Disclaimer - The following article is reposted here because it is an issue with some relevance to the IWW. The views of the author do not necessarily agree with those of the IWW and vice versa.

By Public Advocates - Street Spirit, February 2006

Rejecting arguments by the Metropolitan Transportation Commission (MTC), Judge Elizabeth Laporte of the U.S. District Court ruled on December 20 that a civil rights lawsuit by East Bay bus riders challenging racial discrimination in MTC' s allocation of Bay Area transit funds will proceed.

The class action lawsuit, filed April 19 on behalf of AC Transit bus riders of color, asserts that MTC discriminates against poor transit riders of color by maintaining "separate and unequal" transit systems: an expanding state-of-the-art rail system, Caltrain and BART, for disproportionately white and affluent passengers and a shrinking bus system, AC Transit, for low-income people of color.

The Court's ruling rebuffs MTC's eight-month-long legal campaign to deny East Bay minority bus riders their day in court on technical grounds.

MTC, the agency that allocates more than $1 billion a year in Bay Area public transportation funds, did not dispute allegations that AC Transit riders receive a public subsidy of only $2.78 per trip, while BART passengers receive more than double that subsidy ($6.14) and Caltrain passengers nearly five times more ($13.79).

Instead, MTC argued that the bus riders left stranded by its discriminatory under-funding of AC Transit did not have "standing" to sue MTC in federal court.

This marked MTC's second effort to have the case thrown out of court. In an unorthodox procedure, MTC in effect asked the Court to decide disputed factual questions without a trial. The Court refused to circumvent proper procedure, requiring that factual disputes be resolved at trial, and only after MTC has provided the plaintiffs with all relevant information and documents in the discovery process.

MTC's unsuccessful efforts to have the case dismissed on procedural grounds coincided with nationwide observances of the passing of Rosa Parks, whose refusal to submit to second-class treatment in public transportation sparked the Montgomery Bus Boycott 50 years ago. The ridership of the bus system Rosa Parks used in Montgomery, Alabama, was 75 percent African-American, while 80 percent of AC Transit bus riders are people of color.

Judge Laporte's decision also coincided with rising public outrage over the longstanding inequities the lawsuit challenges. In an op-ed piece decrying MTC's discriminatory funding in the San Francisco Chronicle last June, Rep. Barbara Lee asserted that, "Fifty years after the Montgomery Bus Boycott, mass-transit bus service unfortunately remains a symbol of inequality in our society."

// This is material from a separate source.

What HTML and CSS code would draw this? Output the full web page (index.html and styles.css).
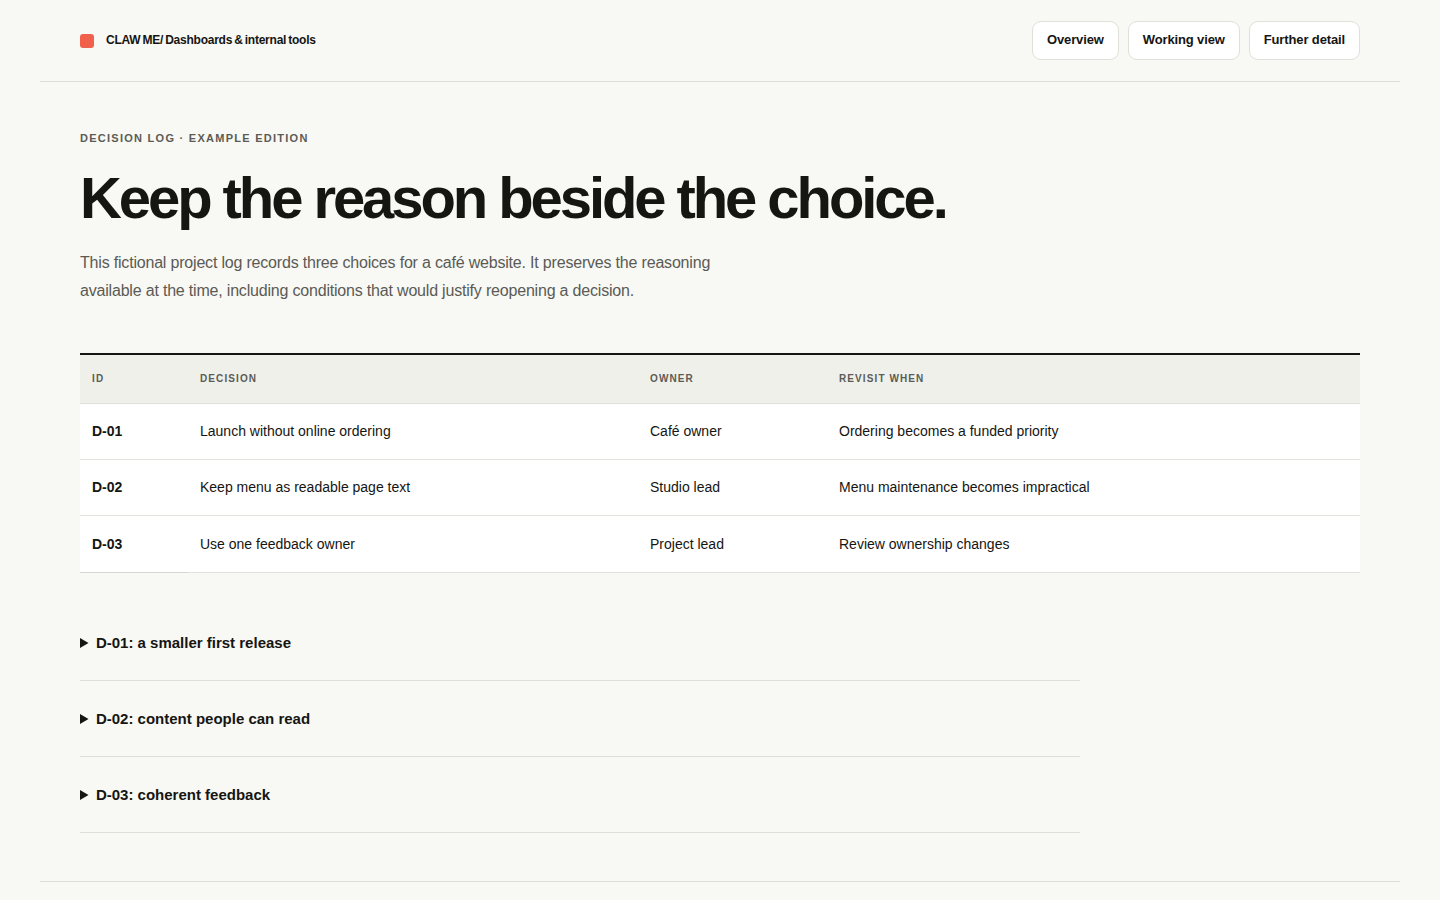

The Oakland City Council unanimously approved a resolution on November 1 calling on MTC to assure equitable funding for East Bay transit riders. The resolution, similar to one adopted by the Berkeley City Council in July, notes that funding decisions by MTC have left AC Transit bus riders with lower per-passenger subsidies, and lower levels of service, than predominantly white riders of Caltrain and BART.

Bay Area elected officials have spoken out against MTC's inequitable funding practices. A letter authored in September by Assemblywoman Loni Hancock, and co-signed by California State Senate President Pro Tem Don Perata, U.S. Representatives Barbara Lee and George Miller, Alameda Country Supervisor Keith Carson, and others, urged MTC "to make use of its extensive authority... to ensure that each transit passenger, regardless of income or ethnicity, receives an equitable subsidy of public dollars and equal access to vital transit services."

The lawsuit will now proceed into the discovery phase, in which MTC is expected to turn over some 60,000 pages of internal documents.